Let’s see what this means for the time taken to cover the shortest, average, and longest gaps between Earth and Venus:
- Shortest = 24.8m miles (40m km) = 133 seconds (2 mins 13 secs)
- Average = 42.2m miles (68m km) = 227 seconds (3 mins 46 secs)
- Furthest = 161.6 m miles (260m km) = 869 seconds (14 mins 29 secs)
At its average distance of 42.2 million miles, light takes 3 minutes 46 seconds to reach Earth from Venus. As the planets orbit the sun that time varies between 2 minutes 13 seconds and 14 minutes 29 seconds.
When you look up at Venus with your telescope, you’re seeing the planet as it was at least two minutes and 13 seconds ago and perhaps as long as a quarter of an hour ago!
Of course, light travel is fantasy, so let’s wrap up by looking at how long it takes spaceships to get there.
How Long Does it Take a Spaceship to Travel to Venus?
Traveling to Venus in a spaceship is not a simple affair.
It is not possible to just figure out where Venus is, point a spaceship at it, and press the big launch button.
Instead, we have to account for the motion of the planets as they constantly move around the sun. We also have to escape our gravitational pull at the start of our journey and enter Venus’s at the end.
All of this is like a ballet of physics, often the best route to achieve our goal is not the most direct, which adds to the time it takes to travel there.
The best thing we can do is measure actual journey times from past successful missions to our nearest planet. The following is just a selection, click here for a complete list.

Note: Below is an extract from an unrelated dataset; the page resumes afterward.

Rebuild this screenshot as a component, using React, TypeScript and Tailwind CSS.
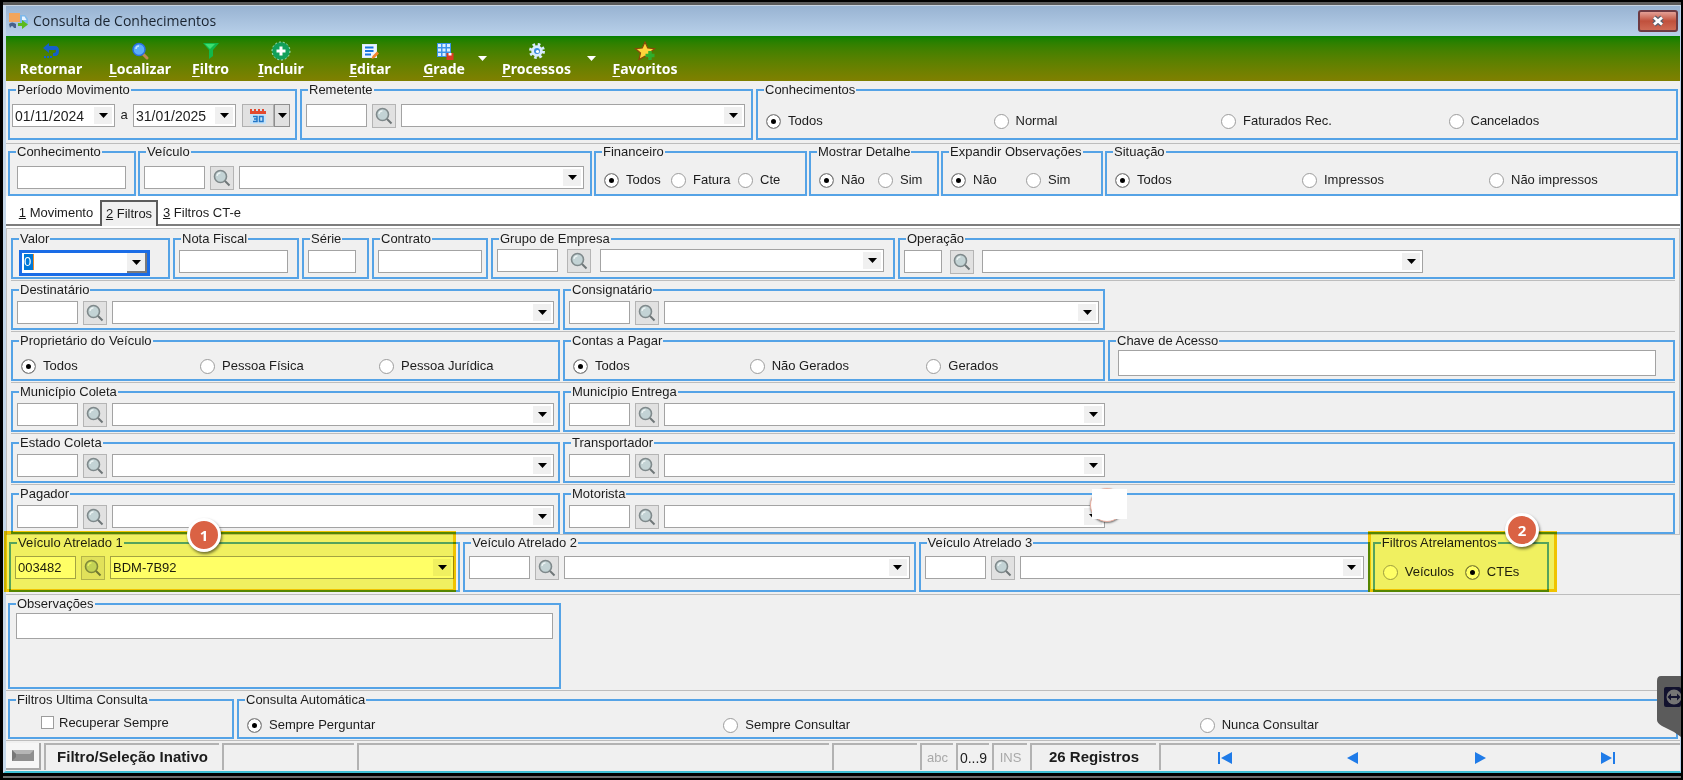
import type { ReactNode } from "react";
import clsx from "clsx";

interface GroupProps {
  title: string;
  className?: string;
  children?: ReactNode;
}

function Group({ title, className, children }: GroupProps) {
  return (
    <fieldset className={clsx("relative min-w-0 border-2 border-[#55a3e6]", className)}>
      <legend className="ml-1.5 px-px leading-4 whitespace-nowrap">{title}</legend>
      {children}
    </fieldset>
  );
}

function Arrow({ className = "text-black" }: { className?: string }) {
  return (
    <svg width="9" height="5" viewBox="0 0 9 5" className={className} aria-hidden="true">
      <path d="M0 0H9L4.5 5Z" fill="currentColor" />
    </svg>
  );
}

interface TextBoxProps {
  label: string;
  value?: string;
  className?: string;
}

function TextBox({ label, value = "", className }: TextBoxProps) {
  return (
    <input
      type="text"
      aria-label={label}
      defaultValue={value}
      className={clsx("h-[23px] min-w-0 border border-[#a3a3a3] bg-white px-0.5 outline-none", className)}
    />
  );
}

function Combo({ label, value = "", className }: TextBoxProps) {
  return (
    <div className={clsx("relative h-[23px] min-w-0", className)}>
      <select
        aria-label={label}
        className="h-full w-full appearance-none border border-[#a3a3a3] bg-white px-0.5 leading-5 outline-none"
      >
        <option>{value}</option>
      </select>
      <span className="pointer-events-none absolute top-[3px] right-[3px] flex h-[17px] w-[18px] items-center justify-center bg-[#f0f0f0]">
        <Arrow />
      </span>
    </div>
  );
}

function SearchButton({ label }: { label: string }) {
  return (
    <button
      type="button"
      aria-label={`Pesquisar ${label}`}
      className="flex size-6 shrink-0 items-center justify-center border border-[#b4b4b4] bg-[#e1e1e1]"
    >
      <svg width="20" height="20" viewBox="0 0 20 20" aria-hidden="true">
        <path d="M12.5 12.5L17.5 17.5" stroke="#6f7678" strokeWidth="2" />
        <circle cx="8.5" cy="8.5" r="6" fill="#c3d3d5" stroke="#7f898b" strokeWidth="1.6" />
        <path d="M5 8A3.6 3.6 0 0 1 8.5 4.8" stroke="#eef5f5" strokeWidth="1.2" fill="none" />
      </svg>
    </button>
  );
}

interface LookupProps {
  label: string;
  code?: string;
  value?: string;
  className?: string;
  codeClass?: string;
  comboClass?: string;
}

function Lookup({
  label,
  code,
  value,
  className = "gap-[5px]",
  codeClass = "w-[61px]",
  comboClass = "flex-1",
}: LookupProps) {
  return (
    <div className={clsx("flex items-start px-1", className)}>
      <TextBox label={`${label} código`} value={code} className={clsx("shrink-0", codeClass)} />
      <SearchButton label={label} />
      <Combo label={label} value={value} className={comboClass} />
    </div>
  );
}

interface RadiosProps {
  name: string;
  options: string[];
  selected?: number;
  className: string;
}

function Radios({ name, options, selected = 0, className }: RadiosProps) {
  return (
    <div className={clsx("grid auto-cols-fr grid-flow-col pl-2", className)}>
      {options.map((option, i) => (
        <label key={option} className="flex h-4 items-center gap-[7px] whitespace-nowrap">
          <input
            type="radio"
            name={name}
            defaultChecked={i === selected}
            className="size-[15px] shrink-0 appearance-none rounded-full border border-[#9c9c9c] bg-white checked:bg-black checked:shadow-[inset_0_0_0_4px_#fff]"
          />
          {option}
        </label>
      ))}
    </div>
  );
}

function Callout({ n, className }: { n: number; className: string }) {
  return (
    <span
      className={clsx(
        "absolute z-20 flex size-[34px] items-center justify-center rounded-full border-[3px] border-white bg-[#da6244] font-['Open_Sans',sans-serif] text-[15px] font-bold text-white shadow-[1px_2px_3px_#0008]",
        className
      )}
    >
      {n}
    </span>
  );
}

function Rule() {
  return <div className="h-px bg-[#bdbdbd]" />;
}

const icons = {
  retornar: (
    <svg width="20" height="20" viewBox="0 0 20 20">
      <path d="M2 7L8 2V5H14Q18 5 18 10T14 15H12V12H13Q15 12 15 10T13 9H8V12Z" fill="#1560c8" />
      <path d="M3 16H12" stroke="#1560c8" strokeWidth="2" strokeDasharray="2 1" />
    </svg>
  ),
  localizar: (
    <svg width="20" height="20" viewBox="0 0 20 20">
      <path d="M12 12L17 17" stroke="#c08a52" strokeWidth="3" strokeLinecap="round" />
      <circle cx="9" cy="8.5" r="6" fill="#5aaef8" stroke="#2a6fe0" strokeWidth="1.5" />
      <path d="M6 8A3 3 0 0 1 9 5" stroke="#bfe0ff" strokeWidth="1.5" fill="none" />
    </svg>
  ),
  filtro: (
    <svg width="20" height="20" viewBox="0 0 20 20">
      <path d="M2 2H18L12 9V15L8 18V9Z" fill="#12b84a" />
      <path d="M4 3H14L9 8Z" fill="#3ce070" />
    </svg>
  ),
  incluir: (
    <svg width="20" height="20" viewBox="0 0 20 20">
      <circle cx="10" cy="10" r="9" fill="#12a05a" stroke="#a7e3c0" strokeWidth="1" strokeDasharray="2 2" />
      <path d="M10 5.5V14.5M5.5 10H14.5" stroke="#fff" strokeWidth="3" />
    </svg>
  ),
  editar: (
    <svg width="20" height="20" viewBox="0 0 20 20">
      <rect x="2.5" y="3.500" width="14" height="13" fill="#eef6ff" stroke="#dcecff" />
      <path d="M5 6.500H13.500M5 13.500H11M5 10H13.500" stroke="#1976e0" strokeWidth="2" />
      <path d="M11.500 18L12.500 15L17 10.500L19 12.500L14.500 17Z" fill="#f2862c" />
    </svg>
  ),
  grade: (
    <svg width="20" height="20" viewBox="0 0 20 20">
      <rect x="3" y="2" width="14" height="14" fill="#3c94ea" />
      <path
        d="M4 3h3v3H4zM8.5 3h3v3h-3zM13 3h3v3h-3zM4 7.5h3v3H4zM8.5 7.5h3v3h-3zM13 7.5h3v3h-3zM4 12h3v3H4zM8.5 12h3v3h-3z"
        fill="#dcefff"
      />
      <rect x="12.500" y="12" width="7" height="7" fill="#dc3b22" />
      <path d="M14.500 12H17.500V14.500H14.500Z" fill="#fff" />
    </svg>
  ),
  processos: (
    <svg width="20" height="20" viewBox="0 0 20 20">
      <circle cx="10" cy="10" r="6.500" fill="none" stroke="#d8ecff" strokeWidth="3" strokeDasharray="2.550 2.550" />
      <circle cx="10" cy="10" r="4" fill="none" stroke="#d8ecff" strokeWidth="3.500" />
      <circle cx="10" cy="10" r="3" fill="#3b8ce0" />
      <circle cx="10.500" cy="10.500" r="1.600" fill="#fff" />
    </svg>
  ),
  favoritos: (
    <svg width="22" height="20" viewBox="0 0 22 20">
      <path
        d="M11 1L13.700 7L20.500 7.700L15.500 12L17 18.500L11 15.200L5 18.500L6.500 12L1.500 7.700L8.300 7Z"
        fill="#ffd43a"
        stroke="#8a4a08"
        strokeWidth="1.200"
      />
      <path d="M16 10V19M11.500 14.500H20.500" stroke="#2fae2c" strokeWidth="3.500" />
    </svg>
  ),
};

interface ToolProps {
  icon: ReactNode;
  hot?: string;
  text: string;
  className: string;
}

function Tool({ icon, hot, text, className }: ToolProps) {
  return (
    <button type="button" className={clsx("flex shrink-0 flex-col items-center pt-[5px]", className)}>
      {icon}
      <span className="leading-4">
        {hot && <u className="underline-offset-2">{hot}</u>}
        {text}
      </span>
    </button>
  );
}

function ToolArrow({ label }: { label: string }) {
  return (
    <button type="button" aria-label={label} className="flex w-[18px] shrink-0 items-center justify-center">
      <Arrow className="text-white" />
    </button>
  );
}

function TitleBar() {
  return (
    <header className="flex h-[30px] items-center bg-linear-to-b from-[#98b3d2] to-[#b9d1ea] pr-0.5 pl-[3px]">
      <svg width="20" height="18" viewBox="0 0 20 18" aria-hidden="true">
        <rect x="0" y="1" width="11" height="9" fill="#f2a55c" />
        <path d="M11 3H16L19 7V12H11Z" fill="#7db8ea" />
        <path d="M13 4.5H15.5L17.5 8H13Z" fill="#e8f4ff" />
        <path d="M0 12Q3 9 7 12V16H5Q3 12 1 16Z" fill="#47618a" />
        <path d="M9 11H13V8L19 12.5L13 17V14H9Z" fill="#5cba1c" />
      </svg>
      <h1 className="ml-1 flex-1 font-['Open_Sans',sans-serif] text-sm text-[#1a2430]">
        Consulta de Conhecimentos
      </h1>
      <button
        type="button"
        aria-label="Fechar"
        className="flex h-[22px] w-10 items-center justify-center rounded-[3px] border-2 border-[#6d3a42] bg-linear-to-b from-[#e3a096] via-[#c0503c] to-[#cf6a55]"
      >
        <svg width="14" height="12" viewBox="0 0 14 12" aria-hidden="true">
          <path d="M3 2.5L11 9.5M11 2.5L3 9.5" stroke="#56606e" strokeWidth="5" />
          <path d="M3 2.5L11 9.5M11 2.5L3 9.5" stroke="#fff" strokeWidth="2.8" />
        </svg>
      </button>
    </header>
  );
}

function Toolbar() {
  return (
    <div className="flex h-[45px] items-stretch bg-linear-to-b from-[#008000] to-[#808000] font-['Noto_Sans',sans-serif] text-sm font-bold text-white">
      <Tool icon={icons.retornar} text="Retornar" className="w-[90px]" />
      <Tool icon={icons.localizar} hot="L" text="ocalizar" className="w-[88px]" />
      <Tool icon={icons.filtro} hot="F" text="iltro" className="w-[53px]" />
      <Tool icon={icons.incluir} hot="I" text="ncluir" className="w-[88px]" />
      <Tool icon={icons.editar} hot="E" text="ditar" className="w-[90px]" />
      <Tool icon={icons.grade} hot="G" text="rade" className="w-[58px]" />
      <ToolArrow label="Opções de grade" />
      <Tool icon={icons.processos} hot="P" text="rocessos" className="w-[91px]" />
      <ToolArrow label="Opções de processos" />
      <Tool icon={icons.favoritos} hot="F" text="avoritos" className="w-[90px]" />
    </div>
  );
}

function HeaderFilters() {
  return (
    <>
      <div className="grid grid-cols-[289fr_453fr_922fr] gap-[3px] px-0.5 pt-px pb-[3px]">
        <Group title="Período Movimento" className="h-[58px]">
          <div className="flex items-start px-0.5 pt-1.5">
            <Combo label="Data inicial" value="01/11/2024" className="w-[103px] text-sm" />
            <span className="w-[18px] text-center leading-[22px]">a</span>
            <Combo label="Data final" value="31/01/2025" className="w-[103px] text-sm" />
            <button
              type="button"
              aria-label="Calendário"
              className="ml-1.5 flex h-[23px] w-8 items-center justify-center border border-[#b0b0b0] bg-[#e1e1e1]"
            >
              <svg width="16" height="16" viewBox="0 0 16 16" aria-hidden="true">
                <rect x="0" y="2" width="16" height="14" fill="#c4e2f8" />
                <path d="M0 1H2V3H4V1H6V3H8V1H10V3H12V1H14V3H16V6H0Z" fill="#e2492f" />
                <path
                  d="M3 8.5H7V13.5H3M4 11H7M9.5 8.5H13V13.5H9.5Z"
                  fill="none"
                  stroke="#2277c8"
                  strokeWidth="1.5"
                />
              </svg>
            </button>
            <button
              type="button"
              aria-label="Opções do calendário"
              className="flex h-[23px] w-4 items-center justify-center border border-[#8f8f8f] bg-[#e1e1e1]"
            >
              <Arrow />
            </button>
          </div>
        </Group>
        <Group title="Remetente">
          <Lookup label="Remetente" className="gap-[5px] pt-1.5 pr-1.5" />
        </Group>
        <Group title="Conhecimentos">
          <Radios
            name="conhecimentos"
            options={["Todos", "Normal", "Faturados Rec.", "Cancelados"]}
            className="pt-[15px]"
          />
        </Group>
      </div>
      <Rule />
      <div className="grid grid-cols-[128fr_454fr_213fr_130fr_162fr_573fr] gap-0.5 px-0.5">
        <Group title="Conhecimento" className="h-[52px]">
          <div className="flex px-[7px] pt-1.5">
            <TextBox label="Conhecimento" className="w-[109px]" />
          </div>
        </Group>
        <Group title="Veículo">
          <Lookup label="Veículo" className="gap-[5px] pt-1.5 pr-1.5" />
        </Group>
        <Group title="Financeiro">
          <Radios name="financeiro" options={["Todos", "Fatura", "Cte"]} className="pt-3" />
        </Group>
        <Group title="Mostrar Detalhe">
          <Radios name="detalhe" options={["Não", "Sim"]} className="pt-3" />
        </Group>
        <Group title="Expandir Observações">
          <Radios name="expandir" options={["Não", "Sim"]} className="pt-3" />
        </Group>
        <Group title="Situação">
          <Radios name="situacao" options={["Todos", "Impressos", "Não impressos"]} className="pt-3" />
        </Group>
      </div>
    </>
  );
}

function Tabs() {
  return (
    <div role="tablist" className="flex h-[30px] items-end bg-white shadow-[inset_0_-2px_0_#7d7d7d]">
      <button type="button" role="tab" className="h-[26px] w-[94px] pl-1.5 whitespace-nowrap">
        <u>1</u> Movimento
      </button>
      <button
        type="button"
        role="tab"
        aria-selected="true"
        className="h-[26px] w-[58px] border-2 border-b-0 border-[#5c5c5c] bg-[#f0f0f0] whitespace-nowrap"
      >
        <u>2</u> Filtros
      </button>
      <button type="button" role="tab" className="h-[26px] w-[88px] whitespace-nowrap">
        <u>3</u> Filtros CT-e
      </button>
    </div>
  );
}

function FilterTab() {
  return (
    <div className="border-t-2 border-white">
      <div className="flex flex-col gap-px border border-[#c2c2c2] px-1 pt-0.5">
        <div className="grid grid-cols-[159fr_126fr_67fr_116fr_404fr_777fr] gap-[3px]">
          <Group title="Valor" className="h-12">
            <div className="mt-[3px] ml-1.5 flex h-[26px] w-[131px] items-start border-3 border-[#1a6ce6] bg-white">
              <input
                type="text"
                aria-label="Valor"
                defaultValue="0"
                className="mt-px ml-0.5 h-4 w-2.5 border-r border-[#f08a24] bg-[#0078d7] text-white outline-none"
              />
              <button
                type="button"
                aria-label="Abrir valor"
                className="ml-auto flex h-5 w-5 items-center justify-center border-r-2 border-b-2 border-[#7a7a7a] bg-[#f0f0f0]"
              >
                <Arrow />
              </button>
            </div>
          </Group>
          <Group title="Nota Fiscal">
            <div className="flex px-1 pt-[3px]">
              <TextBox label="Nota Fiscal" className="w-[109px]" />
            </div>
          </Group>
          <Group title="Série">
            <div className="flex px-1 pt-[3px]">
              <TextBox label="Série" className="w-12" />
            </div>
          </Group>
          <Group title="Contrato">
            <div className="flex px-1 pt-[3px]">
              <TextBox label="Contrato" className="w-[104px]" />
            </div>
          </Group>
          <Group title="Grupo de Empresa">
            <Lookup label="Grupo de Empresa" className="gap-[9px] pt-0.5 pr-[9px]" />
          </Group>
          <Group title="Operação">
            <Lookup
              label="Operação"
              className="gap-2 pt-[3px]"
              codeClass="w-[38px]"
              comboClass="w-[441px]"
            />
          </Group>
        </div>
        <Rule />
        <div className="grid grid-cols-[549fr_542fr_567fr] gap-[3px]">
          <Group title="Destinatário" className="h-12">
            <Lookup label="Destinatário" className="gap-[5px] pt-[3px]" />
          </Group>
          <Group title="Consignatário">
            <Lookup label="Consignatário" className="gap-[5px] pt-[3px]" />
          </Group>
        </div>
        <Rule />
        <div className="grid grid-cols-[549fr_542fr_567fr] gap-[3px]">
          <Group title="Proprietário do Veículo" className="h-12">
            <Radios
              name="proprietario"
              options={["Todos", "Pessoa Física", "Pessoa Jurídica"]}
              className="pt-[9px]"
            />
          </Group>
          <Group title="Contas a Pagar">
            <Radios name="contas" options={["Todos", "Não Gerados", "Gerados"]} className="pt-[9px]" />
          </Group>
          <Group title="Chave de Acesso">
            <div className="flex pt-px pr-[17px] pl-2">
              <TextBox label="Chave de Acesso" className="h-[26px] flex-1" />
            </div>
          </Group>
        </div>
        <Rule />
        <div className="grid grid-cols-[549fr_1112fr] gap-[3px]">
          <Group title="Município Coleta" className="h-12">
            <Lookup label="Município Coleta" className="gap-[5px] pt-[3px]" />
          </Group>
          <Group title="Município Entrega">
            <Lookup label="Município Entrega" className="gap-[5px] pt-[3px]" comboClass="w-[441px]" />
          </Group>
        </div>
        <Rule />
        <div className="grid grid-cols-[549fr_1112fr] gap-[3px]">
          <Group title="Estado Coleta" className="h-12">
            <Lookup label="Estado Coleta" className="gap-[5px] pt-[3px]" />
          </Group>
          <Group title="Transportador">
            <Lookup label="Transportador" className="gap-[5px] pt-[3px]" comboClass="w-[441px]" />
          </Group>
        </div>
        <Rule />
        <div className="grid grid-cols-[549fr_1112fr] gap-[3px]">
          <Group title="Pagador" className="h-12">
            <Lookup label="Pagador" className="gap-[5px] pt-[3px]" />
          </Group>
          <Group title="Motorista">
            <Lookup label="Motorista" className="gap-[5px] pt-[3px]" comboClass="w-[441px]" />
            {/* blank patch with the rim of the badge under it */}
            <span className="absolute -top-3.5 left-[525px] size-[34px] rounded-full border border-[#e8b0a2] bg-white shadow-[0_1px_2px_#0008]" />
            <span className="absolute -top-[13px] left-[527px] h-[30px] w-[35px] bg-white" />
          </Group>
        </div>
      </div>
    </div>
  );
}

function Trailers() {
  return (
    <div className="grid grid-cols-[451fr_452fr_451fr_176fr_123fr] gap-[3px] pr-[5px] pb-0.5 pl-[3px]">
      <Group title="Veículo Atrelado 1" className="h-[57px]">
        <Lookup
          label="Veículo Atrelado 1"
          code="003482"
          value="BDM-7B92"
          className="gap-[5px] pt-[5px]"
        />
        <span className="pointer-events-none absolute -top-5 right-0.5 -bottom-0.5 -left-[7px] z-10 border-3 border-[#ffd000] bg-[#ffff66] mix-blend-multiply" />
        <Callout n={1} className="-top-[33px] left-[176px]" />
      </Group>
      <Group title="Veículo Atrelado 2">
        <Lookup label="Veículo Atrelado 2" className="gap-[5px] pt-[5px]" />
      </Group>
      <Group title="Veículo Atrelado 3">
        <Lookup label="Veículo Atrelado 3" className="gap-[5px] pt-[5px]" />
      </Group>
      <Group title="Filtros Atrelamentos">
        <Radios name="atrelamentos" options={["Veículos", "CTEs"]} selected={1} className="pt-[13px]" />
        <span className="pointer-events-none absolute -top-5 -right-2.5 -bottom-0.5 -left-[7px] z-10 border-3 border-[#ffd000] bg-[#ffff66] mix-blend-multiply" />
        <Callout n={2} className="-top-[38px] right-2" />
      </Group>
    </div>
  );
}

function FooterFilters() {
  return (
    <>
      <Rule />
      <div className="grid grid-cols-[553fr_1117fr] px-0.5 pt-px">
        <Group title="Observações" className="h-[93px]">
          <div className="flex px-1.5 pt-px">
            <TextBox label="Observações" className="h-[26px] flex-1" />
          </div>
        </Group>
      </div>
      <div className="pt-px">
        <Rule />
      </div>
      <div className="grid grid-cols-[226fr_1441fr] gap-[3px] px-0.5 py-px">
        <Group title="Filtros Ultima Consulta" className="h-[47px]">
          <label className="ml-[31px] flex h-4 items-center gap-[5px] pt-[13px]">
            <input
              type="checkbox"
              className="size-[13px] appearance-none border border-[#9c9c9c] bg-white checked:bg-[#0078d7]"
            />
            Recuperar Sempre
          </label>
        </Group>
        <Group title="Consulta Automática">
          <Radios
            name="consulta"
            options={["Sempre Perguntar", "Sempre Consultar", "Nunca Consultar"]}
            className="pt-[9px]"
          />
        </Group>
      </div>
      <Rule />
    </>
  );
}

function Cell({ className, children }: { className?: string; children?: ReactNode }) {
  return (
    <div
      className={clsx(
        "flex min-w-0 items-center justify-center border-t-2 border-l-2 border-[#b2b2b2] whitespace-nowrap",
        className
      )}
    >
      {children}
    </div>
  );
}

const navigation = [
  { label: "Primeiro", path: "M1 1H3V13H1ZM15 1V13L4 7Z" },
  { label: "Anterior", path: "M13 1V13L2 7Z" },
  { label: "Próximo", path: "M3 1V13L14 7Z" },
  { label: "Último", path: "M1 1V13L12 7ZM13 1H15V13H13Z" },
];

function StatusBar() {
  return (
    <footer className="grid h-[30px] grid-cols-[35fr_175fr_132fr_472fr_85fr_33fr_33fr_35fr_126fr_521fr] gap-[3px] pt-0.5 pb-px">
      <div className="flex items-center justify-center border-r-2 border-b-2 border-[#a8a8a8] bg-[#f6f6f6]">
        <svg width="22" height="11" viewBox="0 0 22 11" aria-hidden="true">
          <rect width="22" height="11" fill="#8f8f8f" />
          <path d="M0 0H22L18 4H4Z" fill="#b5b5b5" />
          <path d="M0 0L4 4V7L0 11Z" fill="#777" />
        </svg>
      </div>
      <Cell className="text-[15px] font-bold">Filtro/Seleção Inativo</Cell>
      <Cell />
      <Cell />
      <Cell />
      <Cell className="text-[#a8a8a8]">abc</Cell>
      <Cell className="text-sm">0...9</Cell>
      <Cell className="text-[#a8a8a8]">INS</Cell>
      <Cell className="text-[15px] font-bold">26 Registros</Cell>
      <Cell className="pr-2">
        {navigation.map(({ label, path }) => (
          <button key={label} type="button" aria-label={label} className="flex flex-1 justify-center">
            <svg width="16" height="14" viewBox="0 0 16 14" aria-hidden="true">
              <path d={path} fill="#1f7be8" />
            </svg>
          </button>
        ))}
      </Cell>
    </footer>
  );
}

export default function App() {
  return (
    <div className="relative min-h-screen overflow-hidden bg-black pt-0.5 pr-0.5 pb-px pl-[3px] font-['Liberation_Sans',Arial,sans-serif] text-[13px] text-[#1c1c1c]">
      <div className="border-t-3 border-[#5a5a5a]">
        <main className="border-t border-r border-b-2 border-l-3 border-t-[#c8d4e2] border-r-[#b9d1ea] border-b-[#3fc0d4] border-l-[#c6d8ea] bg-[#f0f0f0]">
          <TitleBar />
          <Toolbar />
          <HeaderFilters />
          <Tabs />
          <FilterTab />
          <Trailers />
          <FooterFilters />
          <StatusBar />
        </main>
      </div>
      <div className="mt-[3px] h-0.5 bg-[#6e6e6e]" />

      {/* remote session handle docked on the right edge */}
      <button
        type="button"
        aria-label="Painel remoto"
        className="absolute top-[676px] right-0.5 z-20 h-[61px] w-6"
      >
        <svg width="24" height="61" viewBox="0 0 24 61" aria-hidden="true">
          <path d="M4 0H24V61L17 56L5 50Q0 47 0 44V5Q0 0 4 0Z" fill="#5b5b5b" />
          <rect x="7" y="11" width="17" height="20" rx="2" fill="#12122e" />
          <circle cx="17" cy="21" r="7.5" fill="#747474" />
          <path d="M10.5 21L14 17.5V20H20V17.5L23.5 21L20 24.5V22H14V24.5Z" fill="#12122e" />
        </svg>
      </button>
    </div>
  );
}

|Mission||Launch Date||Travel Time (days)|
|Mariner 2||27 Aug 1962||109|
|Venera 4||12 Jun 1967||128|
|Venera 6||10 Jan 1969||127|
|Venera 8||27 Mar 1972||117|
|Venera 10||14 Jun 1975||131|
|Pioneer Venus 1||20 May 1978||198|
|Venera 16||07 Jun 1983||126|
|Galileo (flyby)||18 Oct 1989||115|
|Venus Express||09 Nov 2005||153|
The shortest time a spacecraft has taken to get to Venus from Earth is 109 days, or 3.5 months. The longest journey took 198 days or 6.5 months. Most journeys take between 120 and 130 days which is about 4 months.